Order your copy of "Late in the Third"
In Chapter Two, a four-year college playing career becomes the start of college coaching, including the launch of Harvard’s women’s program.
Harvard Athletics was in a major facility renovation around this time, one that was long overdue. In short order, Blodgett Pool, Gordon Track and Bright Hockey Center were constructed. The latter rose up on the site of Watson Rink and meant that the first women’s varsity team would not have a home rink.
We practiced (at 6:30 a.m.) and played our home games at the Buckingham Browne and Nichols School, a mile or so away from Harvard’s athletic facilities. That meant two vans had to leave Dillon Field House shortly after 6:00 each morning, with captain Alison Bell and myself usually behind the respective steering wheels.
It was in this context that I attended a planning meeting with architects and members of the Department of Athletics to review blueprints and the like.
At one point, it dawned on me that the plans for the new rink called for a men’s varsity locker room, a men’s JV locker room and two visiting team rooms. But no women’s varsity room.
On further study, I saw that a women’s varsity room existed within the adjoining track building, a short walk from the actual rink. Given that I was invited to the meeting as the representative of women’s hockey, I thought I should pose a question: “Call me crazy, but shouldn’t the women’s ice hockey team have a room that’s actually inside the hockey rink?”
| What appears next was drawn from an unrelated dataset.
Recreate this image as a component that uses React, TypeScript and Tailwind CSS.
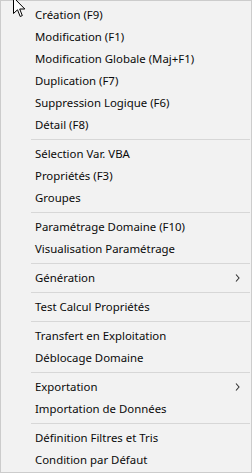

I suggested that there should be both a men’s and women’s varsity room of equal size and location, a men’s JV room and one visiting team room. If they were to host a tournament, that room in the track could be for a second visiting team. That was what ended up in the Bright Hockey Center when it opened on November 10, 1979. (The men’s varsity was shutout by Jim Craig and the future miracle workers of Team USA, 4-0.)